Nun wird der Stoffwindelzuschuss vereinfacht, die bisher zwei möglichen Anträge werden zu einem zusammengefasst. Förderkriterien und Summe bleiben gleich: Ab April 2022 kann der Zuschuss von maximal 50% des Kaufpreises, bis zu 200 Euro, für den Neukauf von Stoffwindeln bereits auf einen einzigen Antrag hin gewährt werden. Der Antrag muss in den ersten beiden Lebensjahren des Kindes bei den EBK eingehen, die Rechnungen dürfen nicht älter als 24 Monate sein. Bislang waren zwei Anträge möglich, die je maximal 100 Euro Zuschuss gewährten. Eltern, die im vergangenen Jahr bereits einen ersten Antrag gestellt haben, können den zweiten Antrag selbstverständlich noch nachreichen. Auch für Erwachsene werden die bislang zwei möglichen Anträge zu einem zusammengefasst.
Wie die Nutzung von Stoffwindeln ökologisch bewertet werden kann, ist sehr vom individuellen Verhalten abhängig. Die Wasch- und Trockenroutine benötigt große Mengen an Strom und Wasser. Wenn die Stoffwindeln möglichst lange genutzt, in der vollen Waschmaschine bei 60 Grad, anschließend an der Luft und nicht im Trockner getrocknet werden, wird nicht nur der Abfall, sondern auch die Energiekosten reduziert.

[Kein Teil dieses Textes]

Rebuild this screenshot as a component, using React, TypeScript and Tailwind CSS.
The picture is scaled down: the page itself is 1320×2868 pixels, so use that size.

Informationen zum Stoffwindelzuschuss und den entsprechenden Antrag gibt es im Web unter www.ebk-konstanz.de und persönlich beim EBK Kundenservice.
Text: MM/red, Bilder: O. Pugliese
> anschließend an der Luft und nicht im Trockner getrocknet werden
Außer im Winter und Herbst. 🙂 Da ist der Wärmepumpentrockner effizienter als die Heizung der Wohnung.